Für diesen beschleunigten Anstieg mittels KI gibt es zwei Gründe: (1) Zum einen bietet KI zusätzliche Möglichkeiten, Prozesse volldigitalisiert abzubilden, (2) zum anderen lassen sich prozessuale Schmerzpunkte und Komplexitäten noch genauer erkennen und beheben.

  1. Gerade im Backoffice bietet KI neue Möglichkeiten, Prozesse zu digitalisieren. Beispielsweise in der Baufinanzierung: Aus amtlichen und öffentlichen Datenquellen lässt sich für die Objektbewertung mithilfe von GenAI ein digitaler Zwilling der Immobilie bilden, der eine digitalisierte Immobilienbewertung als Grundlage für die Kreditentscheidung liefert. Aus einem komplexen, tagelangen Verfahren wird so ein volldigitaler und wenige Sekunden laufender Prozess, für den der Kunde zudem weniger Unterlagen bereitstellen muss. Bei Konsumentenkrediten kann die manuelle Überprüfung von Gehaltsnachweisen entfallen. Stattdessen führt KI einen digitalen Check durch – schnell und bequem für den Kunden und mit höherer Genauigkeit in der Erkennung von Betrugsfällen als bei menschlicher Bearbeitung. Der technologische Fortschritt bietet aber noch mehr: Mit Agentic AI ist bereits die nächste Ausbaustufe in der Realisierung. Anstelle manueller Datenerfassung führen digitale Agenten Kunden durch Prozesse und führen Prüfungen eigenständig durch. Dies macht Prozesse für Kunden noch schneller, einfacher und bequemer und verbessert das Service-Erlebnis.
  2. Auch in der Prozessanalyse bietet KI bedeutsame Mehrwerte. So lassen sich mithilfe von Process Mining und KI-gestützter Analyse von Kundenanfragen Schwachstellen in Prozessketten erkennen, weil KI in Millionen unstrukturierter Daten Strukturen aufzeigt und so Probleme in den weitverzweigten Journeys aufgedeckt werden, die manuell nur schwer zu identifizieren sind.

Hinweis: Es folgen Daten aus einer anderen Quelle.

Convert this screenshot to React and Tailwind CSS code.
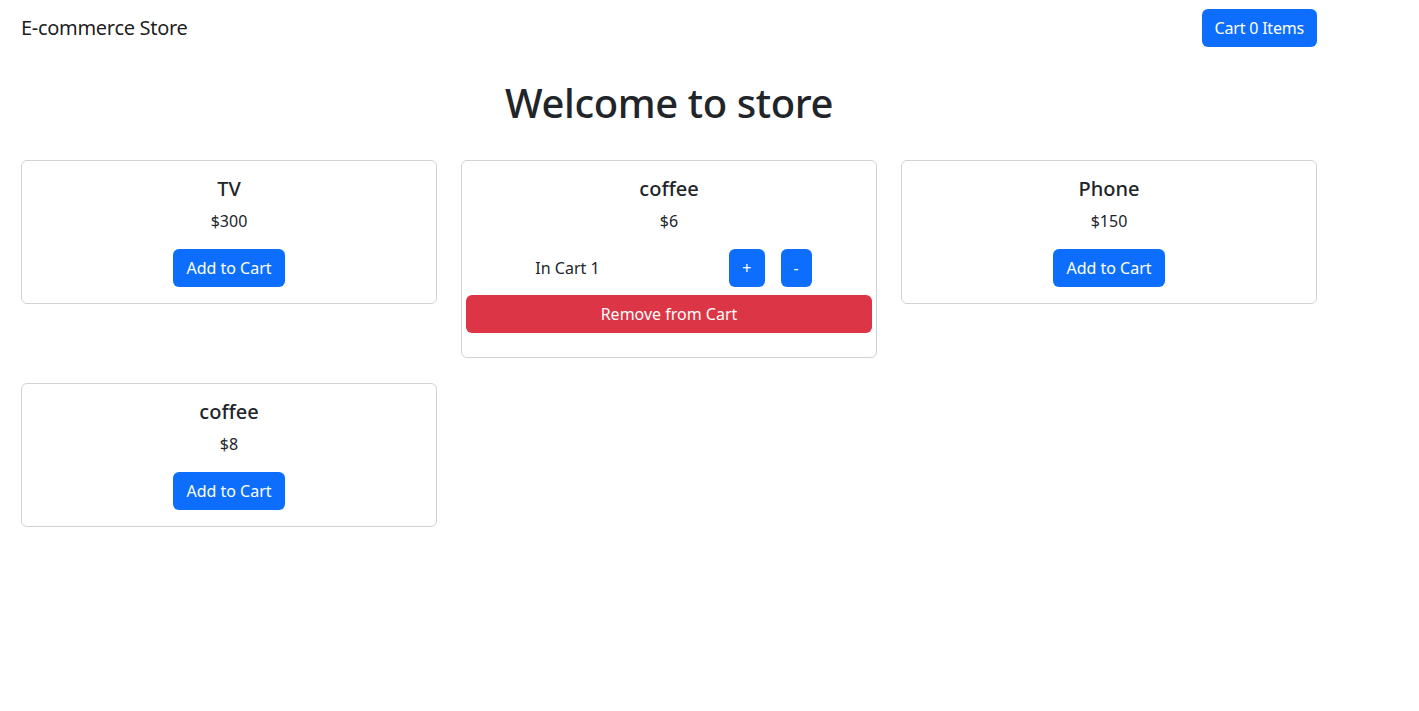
import { useState } from 'react'

const products = [
  { id: 1, name: 'TV', price: 300 },
  { id: 2, name: 'coffee', price: 6 },
  { id: 3, name: 'Phone', price: 150 },
  { id: 4, name: 'coffee', price: 8 },
]

function ProductCard({ product, qty, onAdd, onRemove, onClear }) {
  return (
    <div className="border border-black/[0.175] rounded-md p-4 text-center">
      <h5 className="text-[20px] font-medium leading-[24px] mb-2">{product.name}</h5>
      <p className="leading-6 mb-4">${product.price}</p>
      {qty > 0 ? (
        <>
          <div className="-mx-3 flex">
            <div className="w-1/2 px-3 flex items-center justify-center">In Cart {qty}</div>
            <div className="w-1/2 px-3 flex items-center justify-center gap-4">
              <button onClick={onAdd} className="bg-[#0d6efd] text-white px-3 py-[6px] leading-6 rounded-md border border-transparent">+</button>
              <button onClick={onRemove} className="bg-[#0d6efd] text-white px-3 py-[6px] leading-6 rounded-md border border-transparent">-</button>
            </div>
          </div>
          <div className="-mx-3 mt-2 mb-2">
            <button onClick={onClear} className="w-full bg-[#dc3545] text-white px-3 py-[6px] leading-6 rounded-md border border-transparent">
              Remove from Cart
            </button>
          </div>
        </>
      ) : (
        <button onClick={onAdd} className="bg-[#0d6efd] text-white px-3 py-[6px] leading-6 rounded-md border border-transparent">
          Add to Cart
        </button>
      )}
    </div>
  )
}

export default function App() {
  const [cart, setCart] = useState({ 2: 1 })

  const add = (id) => setCart(c => ({ ...c, [id]: (c[id] || 0) + 1 }))
  const remove = (id) => setCart(c => ({ ...c, [id]: Math.max(0, (c[id] || 0) - 1) }))
  const clear = (id) => setCart(c => ({ ...c, [id]: 0 }))

  return (
    <div className="min-h-screen bg-white text-[#212529] text-base" style={{ fontFamily: '"Noto Sans", sans-serif' }}>
      <div className="w-[1296px] ml-[21px]">
        {/* Navbar */}
        <nav className="flex items-center justify-between py-2">
          <span className="text-[20px] leading-[30px] py-[5px] text-black/90 tracking-[-0.3px]">E-commerce Store</span>
          <button className="bg-[#0d6efd] text-white px-3 py-[6px] leading-6 rounded-md border border-transparent tracking-[-0.2px]">
            Cart 0 Items
          </button>
        </nav>

        <h1 className="text-[40px] font-medium leading-[48px] text-center mt-[23px] mb-[33px] tracking-[-0.4px]">Welcome to store</h1>

        {/* Products */}
        <div className="grid grid-cols-3 gap-x-6 gap-y-[25px] items-start">
          {products.map(p => (
            <ProductCard
              key={p.id}
              product={p}
              qty={cart[p.id] || 0}
              onAdd={() => add(p.id)}
              onRemove={() => remove(p.id)}
              onClear={() => clear(p.id)}
            />
          ))}
        </div>
      </div>
    </div>
  )
}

Zusammenfassend lässt sich festhalten, dass KI die Möglichkeit schafft, Prozesse zu bauen, die außergewöhnliche Kundenerlebnisse schaffen. Diese Möglichkeiten nicht zu ergreifen, ist dabei keine Option, denn zum einen werden sich Kunden dorthin orientieren, wo sie die besten Serviceerlebnisse bekommen, und zum anderen nutzen auch Betrüger zunehmend KI. Manuelle Prozesse stoßen im Kampf gegen Betrug schnell an ihre Grenzen. Um Angriffe auf KI-Basis wirksam abzuwehren, braucht es ebenfalls intelligente Systeme. Nur KI kann hier gegen KI gewinnen.

KI ist somit ein unverzichtbarer Enabler für noch einfachere, noch bequemere, noch sicherere und insgesamt noch bessere Kundenerlebnisse und damit eine zwingende Notwendigkeit für zukünftiges Wachstum.